The attachment 1101 can be selectively attached to, or detached
from, the electronic device 100 or an electronic device module as
previously described.
[0088] Additionally, in this embodiment the attachment 1101
includes a several thermal energy sensors 1160,1161,1162,1163. In
this embodiment, the thermal energy sensors 1160,1161,1162,1163 are
distributed across the first major face 417 of the housing 1102 to
define an array 1164. Each thermal energy sensor
1160,1161,1162,1163 is operable with the control circuit (1004) to
deliver signals to the control circuit (1004) indicating how much
thermal energy each thermal energy sensor 1160,1161,1162,1163 is
receiving. In effect, the array 1164 of thermal energy sensors
1160,1161,1162,1163 detect where along the first major face 417 a
highest thermal energy amount occurs.
[0089] Based upon this information, the control circuit (1004) can
cause the thermal energy mitigation device 1103 to move from a
first location 1151, where the thermal energy amount is lower, to a
second location 1152 that is collocated with a particular thermal
energy sensor 1165 detecting a highest thermal energy amount. Said
differently, based upon signals coming from the array 1164 of
thermal energy sensors 1160,1161,1162,1163, and in particular from
a thermal energy sensor 1155 detecting a highest thermal energy
amount, the control circuit (1004) can cause the mechanical
actuator 1008 to move the fan 303 to be collocated with the thermal
energy sensor 1165 detecting the highest thermal energy amount to
provide a most efficient and effective cooling benefit to the
electronic device 100. Embodiments of the disclosure contemplate
that only a subset of components, e.g., the primary processor, an
auxiliary processor, a communication circuit, etc., will generate
large amounts of thermal energy. Accordingly, the placement of the
array 1164 of thermal energy sensors 1160,1161,1162,1163 and/or the
shape and location of the track 1166 can be such that particular
thermal energy sensors 1165 can be collocated with a particular
component of the electronic device 100, and such that the fan 303
can pass atop the location where that particular component is
disposed for optimal cooling.
[0090] Moreover, embodiments of the disclosure contemplate that
different components within the electronic device 100 will get hot
at different times. For example, in a particular operating mode or
when operating a particular application, the one or more processors
(104) may generate the most thermal energy within the electronic
device 100. By contrast, when sending and receiving large amounts
of data, the communication circuit (106) may generate a greater
amount of heat relative to the other components within the
electronic device. When charging, an energy storage device or
battery may generate the most heat. Advantageously, in one or more
embodiments the mechanical actuator 1008 can translate the fan 303
to these locations as a function of the application or operating
mode to facilitate maximum thermal dissipation.

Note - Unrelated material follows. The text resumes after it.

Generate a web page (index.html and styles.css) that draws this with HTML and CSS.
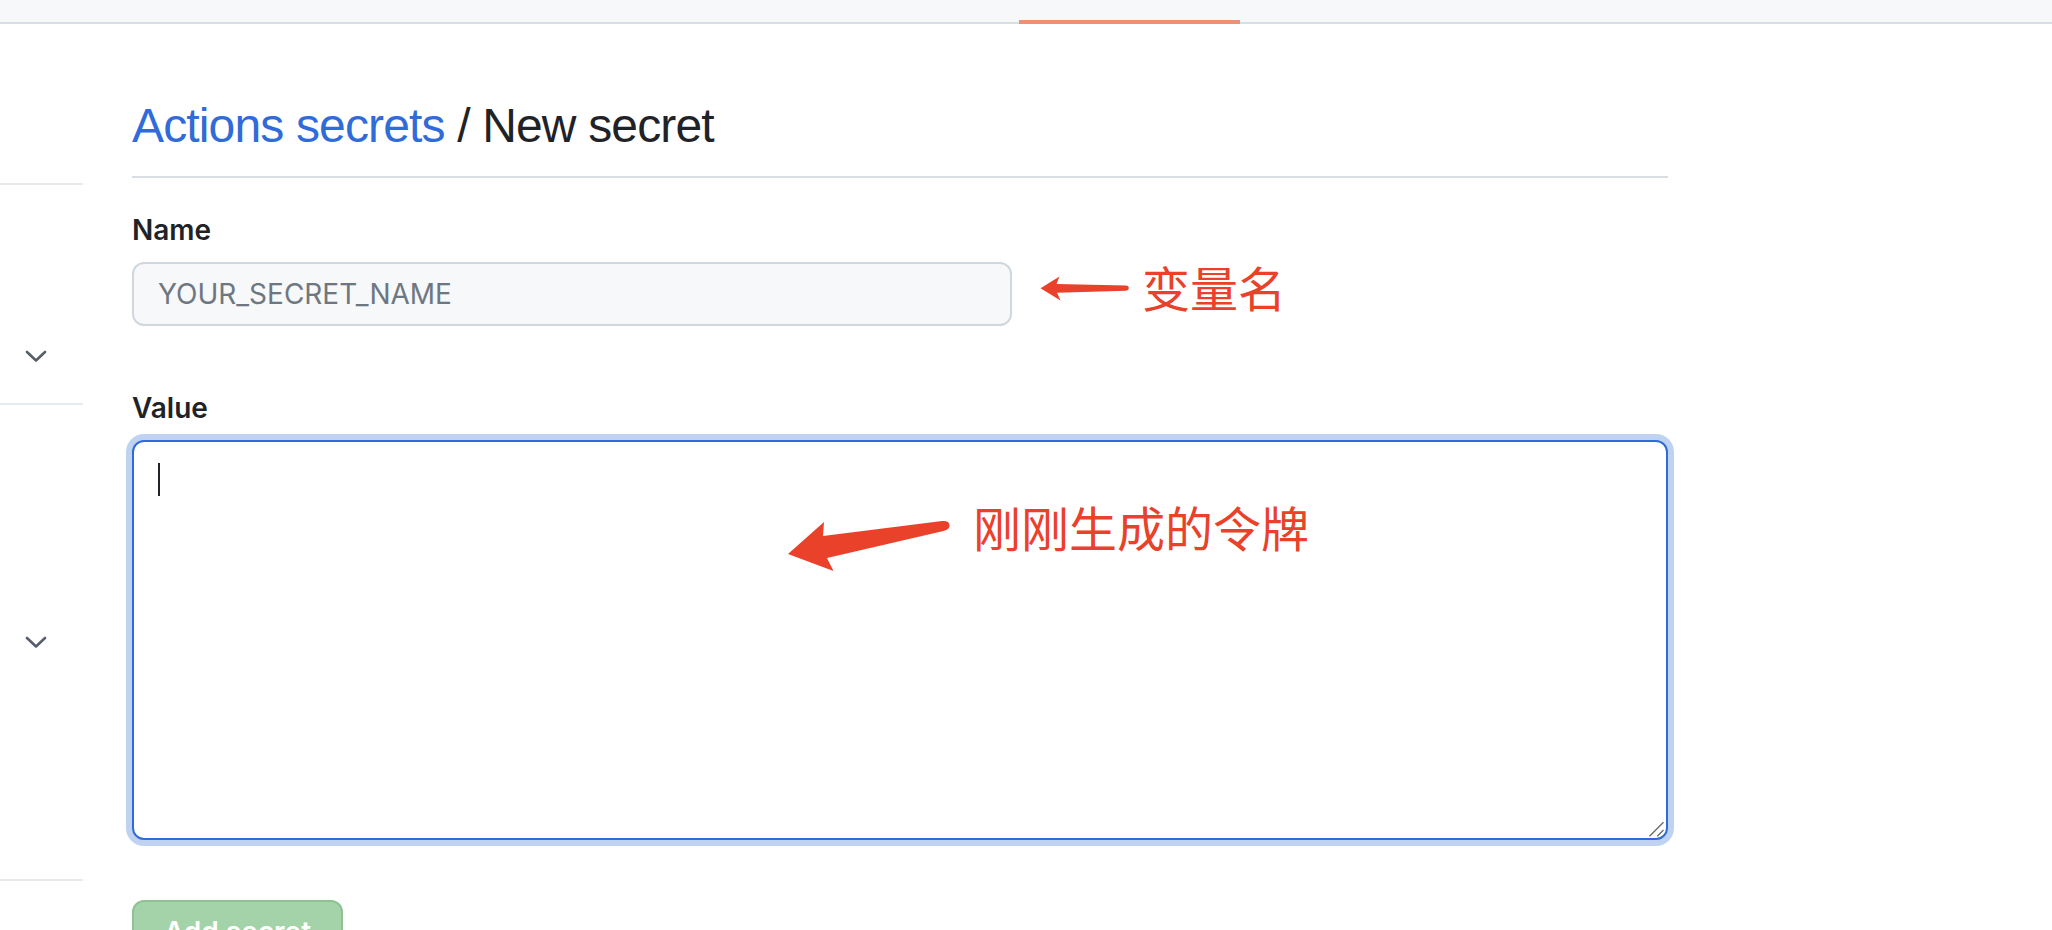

[0091] Turning now to FIG. 12, illustrated therein is a modular
electronic device system 1200. Embodiments of the disclosure
contemplate that electronic device systems can be constructed from
an electronic device module 1201 that can be selectively attached
to one or more accessory modules. In this illustrative embodiment,
the accessory module 1202 is an audiophile module that includes a
high fidelity loudspeaker 1203.
[0092] When the accessory module 1202 is coupled to the electronic
device module 1201, rather than using a low fidelity loudspeaker
for audio playback, the electronic device module 1201 delivers
acoustic signals to the accessory module 1202 so that music can be
played through the high fidelity loudspeaker 1203. This is just one
example of an accessory module to illustrate how embodiments of the
disclosure can be used with modular electronic device systems 1200.
If, for example, a user was a photographer rather than a music
enthusiast, they may select an accessory module that includes a
high resolution camera with a large lens. If the user is both
audiophile and photographer, they may interchange accessory modules
as desired, and so forth.
[0093] The back side of the electronic device module 1201 can
include one or more alignment features configured and placed to
mate with mating features on the accessory module 1202.
Alternatively, any other suitable system may be used to align the
electronic device module 1201 and the accessory module for
selective attachment and to retain them together can be used. For
data communication between the devices, the electronic device
module 1201 can include a connector array. The connector array may
be located and configured to mate with a mating connector array on
the accessory module 1202.
[0094] Turning now to FIG. 13, illustrated therein is an attachment
1300 suitable for use with the modular electronic device system
(1200) of FIG. 12. Rather than attaching to an outer major face of
an electronic device, as was the case in preceding figures, the
attachment 1300 of FIG. 13 is suitable for being coupled between an
electronic device module and an accessory module.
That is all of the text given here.